**What you will do**
Across the data below, how many lines hold "index"? Answer with that number and nothing else.

**Data**
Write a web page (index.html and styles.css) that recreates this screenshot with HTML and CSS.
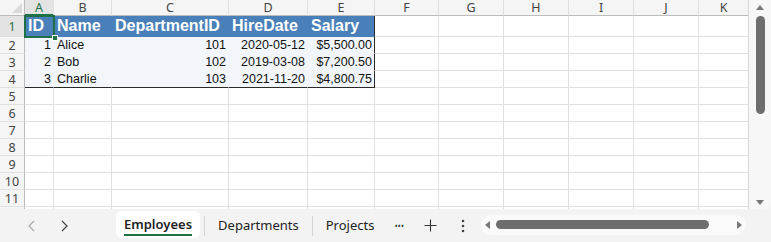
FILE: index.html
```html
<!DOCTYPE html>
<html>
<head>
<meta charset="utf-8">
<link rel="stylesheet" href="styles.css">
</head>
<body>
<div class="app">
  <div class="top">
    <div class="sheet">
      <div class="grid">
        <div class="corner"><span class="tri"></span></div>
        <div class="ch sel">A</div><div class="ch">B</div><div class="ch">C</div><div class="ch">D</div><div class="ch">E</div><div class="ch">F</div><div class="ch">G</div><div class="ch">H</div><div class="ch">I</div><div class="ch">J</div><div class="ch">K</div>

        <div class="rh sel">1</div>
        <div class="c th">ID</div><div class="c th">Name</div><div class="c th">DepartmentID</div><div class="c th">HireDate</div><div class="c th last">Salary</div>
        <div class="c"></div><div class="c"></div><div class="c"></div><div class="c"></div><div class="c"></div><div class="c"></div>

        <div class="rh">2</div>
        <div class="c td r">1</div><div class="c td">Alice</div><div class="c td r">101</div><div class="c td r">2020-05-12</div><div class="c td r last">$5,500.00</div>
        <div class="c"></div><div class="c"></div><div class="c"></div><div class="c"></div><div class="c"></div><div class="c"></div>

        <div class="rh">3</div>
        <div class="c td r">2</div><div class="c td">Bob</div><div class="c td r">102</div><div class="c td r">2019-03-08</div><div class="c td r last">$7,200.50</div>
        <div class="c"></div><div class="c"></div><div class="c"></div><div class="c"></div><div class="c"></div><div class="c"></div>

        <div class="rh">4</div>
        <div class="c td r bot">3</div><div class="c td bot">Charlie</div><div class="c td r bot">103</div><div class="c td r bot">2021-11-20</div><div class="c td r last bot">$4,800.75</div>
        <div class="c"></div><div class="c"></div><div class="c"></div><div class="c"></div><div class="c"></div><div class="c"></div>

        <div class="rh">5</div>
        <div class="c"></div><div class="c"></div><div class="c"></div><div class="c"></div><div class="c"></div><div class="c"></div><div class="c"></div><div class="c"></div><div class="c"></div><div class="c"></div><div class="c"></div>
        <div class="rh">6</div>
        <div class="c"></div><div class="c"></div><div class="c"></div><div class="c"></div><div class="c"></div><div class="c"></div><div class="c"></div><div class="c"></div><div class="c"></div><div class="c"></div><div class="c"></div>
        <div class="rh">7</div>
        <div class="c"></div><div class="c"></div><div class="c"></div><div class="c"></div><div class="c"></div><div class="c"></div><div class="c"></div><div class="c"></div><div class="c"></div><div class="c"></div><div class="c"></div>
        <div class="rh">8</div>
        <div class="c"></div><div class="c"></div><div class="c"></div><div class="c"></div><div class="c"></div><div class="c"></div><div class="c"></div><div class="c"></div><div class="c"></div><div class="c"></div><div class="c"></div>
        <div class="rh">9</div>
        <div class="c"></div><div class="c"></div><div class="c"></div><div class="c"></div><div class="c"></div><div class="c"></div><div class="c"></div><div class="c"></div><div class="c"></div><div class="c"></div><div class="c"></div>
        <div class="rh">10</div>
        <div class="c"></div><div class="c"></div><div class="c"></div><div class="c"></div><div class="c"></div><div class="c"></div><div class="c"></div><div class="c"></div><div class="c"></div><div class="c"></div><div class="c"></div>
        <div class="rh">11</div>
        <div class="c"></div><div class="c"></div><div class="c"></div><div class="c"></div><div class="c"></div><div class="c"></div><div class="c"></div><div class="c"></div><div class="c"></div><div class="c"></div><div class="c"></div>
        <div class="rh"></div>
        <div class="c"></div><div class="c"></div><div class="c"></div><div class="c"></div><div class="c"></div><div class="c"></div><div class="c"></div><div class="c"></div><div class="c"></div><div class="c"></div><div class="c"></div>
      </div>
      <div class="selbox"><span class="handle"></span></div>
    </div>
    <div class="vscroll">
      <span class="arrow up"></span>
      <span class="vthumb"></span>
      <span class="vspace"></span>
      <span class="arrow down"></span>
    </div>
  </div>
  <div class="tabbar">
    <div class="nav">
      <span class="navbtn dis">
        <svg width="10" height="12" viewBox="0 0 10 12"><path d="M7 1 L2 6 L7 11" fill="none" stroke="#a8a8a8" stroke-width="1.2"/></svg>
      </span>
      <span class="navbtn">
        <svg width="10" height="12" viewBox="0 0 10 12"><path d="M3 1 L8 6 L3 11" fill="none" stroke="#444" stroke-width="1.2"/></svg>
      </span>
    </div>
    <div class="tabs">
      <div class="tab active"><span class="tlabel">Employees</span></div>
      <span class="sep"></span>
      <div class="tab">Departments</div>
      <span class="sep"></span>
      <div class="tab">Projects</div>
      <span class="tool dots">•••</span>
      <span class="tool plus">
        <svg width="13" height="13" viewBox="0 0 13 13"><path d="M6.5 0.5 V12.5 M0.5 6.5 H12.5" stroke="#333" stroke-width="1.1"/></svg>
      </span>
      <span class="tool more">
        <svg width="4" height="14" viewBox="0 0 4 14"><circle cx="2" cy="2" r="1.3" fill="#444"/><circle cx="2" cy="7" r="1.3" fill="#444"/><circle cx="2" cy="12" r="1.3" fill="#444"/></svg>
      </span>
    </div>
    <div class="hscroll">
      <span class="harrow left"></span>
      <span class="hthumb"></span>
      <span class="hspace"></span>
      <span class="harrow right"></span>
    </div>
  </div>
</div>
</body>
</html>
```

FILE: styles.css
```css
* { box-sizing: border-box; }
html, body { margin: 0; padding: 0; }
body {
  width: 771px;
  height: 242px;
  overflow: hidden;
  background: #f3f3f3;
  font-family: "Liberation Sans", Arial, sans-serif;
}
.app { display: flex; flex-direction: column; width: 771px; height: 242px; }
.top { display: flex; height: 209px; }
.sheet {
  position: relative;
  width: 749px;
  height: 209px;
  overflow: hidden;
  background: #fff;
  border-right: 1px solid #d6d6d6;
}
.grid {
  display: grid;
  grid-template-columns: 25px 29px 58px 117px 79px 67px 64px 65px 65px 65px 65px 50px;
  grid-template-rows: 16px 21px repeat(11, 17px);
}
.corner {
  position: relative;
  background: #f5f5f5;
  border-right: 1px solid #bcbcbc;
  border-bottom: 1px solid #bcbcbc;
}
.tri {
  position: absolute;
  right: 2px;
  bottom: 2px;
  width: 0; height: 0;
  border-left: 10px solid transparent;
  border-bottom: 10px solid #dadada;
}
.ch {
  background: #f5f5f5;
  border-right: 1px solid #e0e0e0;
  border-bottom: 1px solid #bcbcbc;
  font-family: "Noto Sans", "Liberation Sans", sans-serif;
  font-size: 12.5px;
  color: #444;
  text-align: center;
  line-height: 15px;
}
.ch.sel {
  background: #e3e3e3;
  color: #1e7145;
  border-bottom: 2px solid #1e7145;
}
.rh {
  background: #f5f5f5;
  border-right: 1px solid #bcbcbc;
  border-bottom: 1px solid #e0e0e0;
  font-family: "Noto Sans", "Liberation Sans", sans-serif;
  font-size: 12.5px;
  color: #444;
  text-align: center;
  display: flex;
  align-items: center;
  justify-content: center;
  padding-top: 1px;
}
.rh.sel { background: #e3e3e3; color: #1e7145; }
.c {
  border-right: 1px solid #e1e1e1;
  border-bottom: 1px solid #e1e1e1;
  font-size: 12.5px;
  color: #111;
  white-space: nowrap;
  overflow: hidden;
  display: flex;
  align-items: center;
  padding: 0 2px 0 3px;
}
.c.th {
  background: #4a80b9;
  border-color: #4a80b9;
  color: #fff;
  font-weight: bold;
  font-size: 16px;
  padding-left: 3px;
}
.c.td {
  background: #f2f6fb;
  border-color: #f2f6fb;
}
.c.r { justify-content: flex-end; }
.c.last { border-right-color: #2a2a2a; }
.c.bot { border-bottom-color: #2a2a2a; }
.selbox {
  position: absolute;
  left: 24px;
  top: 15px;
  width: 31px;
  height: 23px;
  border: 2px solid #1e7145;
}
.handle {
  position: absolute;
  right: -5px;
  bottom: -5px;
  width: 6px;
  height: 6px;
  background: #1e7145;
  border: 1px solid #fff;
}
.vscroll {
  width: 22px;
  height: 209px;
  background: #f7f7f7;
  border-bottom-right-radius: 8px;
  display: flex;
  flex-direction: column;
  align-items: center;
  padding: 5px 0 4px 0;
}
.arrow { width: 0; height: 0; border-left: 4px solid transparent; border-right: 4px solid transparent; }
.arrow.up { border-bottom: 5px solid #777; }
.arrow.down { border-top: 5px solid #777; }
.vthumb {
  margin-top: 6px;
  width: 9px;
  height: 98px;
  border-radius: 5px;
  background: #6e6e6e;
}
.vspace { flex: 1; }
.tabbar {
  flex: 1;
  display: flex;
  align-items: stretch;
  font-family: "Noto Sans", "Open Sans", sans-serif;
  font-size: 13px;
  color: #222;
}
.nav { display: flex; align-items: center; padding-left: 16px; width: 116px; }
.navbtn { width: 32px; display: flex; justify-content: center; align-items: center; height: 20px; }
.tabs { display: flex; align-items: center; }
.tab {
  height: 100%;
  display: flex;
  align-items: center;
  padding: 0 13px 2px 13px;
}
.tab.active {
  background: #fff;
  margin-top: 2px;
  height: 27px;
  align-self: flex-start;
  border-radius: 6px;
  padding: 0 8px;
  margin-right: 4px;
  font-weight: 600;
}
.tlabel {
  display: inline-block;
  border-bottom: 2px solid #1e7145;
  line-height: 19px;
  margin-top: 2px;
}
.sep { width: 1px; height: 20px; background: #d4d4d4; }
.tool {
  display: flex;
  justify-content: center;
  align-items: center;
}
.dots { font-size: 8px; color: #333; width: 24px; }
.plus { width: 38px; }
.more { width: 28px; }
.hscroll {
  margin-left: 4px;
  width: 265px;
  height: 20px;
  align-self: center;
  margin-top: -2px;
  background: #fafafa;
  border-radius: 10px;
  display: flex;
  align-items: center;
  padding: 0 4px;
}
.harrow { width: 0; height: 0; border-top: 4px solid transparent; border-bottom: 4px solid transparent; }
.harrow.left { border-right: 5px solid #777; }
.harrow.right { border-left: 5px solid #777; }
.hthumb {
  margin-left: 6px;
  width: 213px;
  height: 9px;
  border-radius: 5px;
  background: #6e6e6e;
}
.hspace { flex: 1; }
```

**Exercise output**
2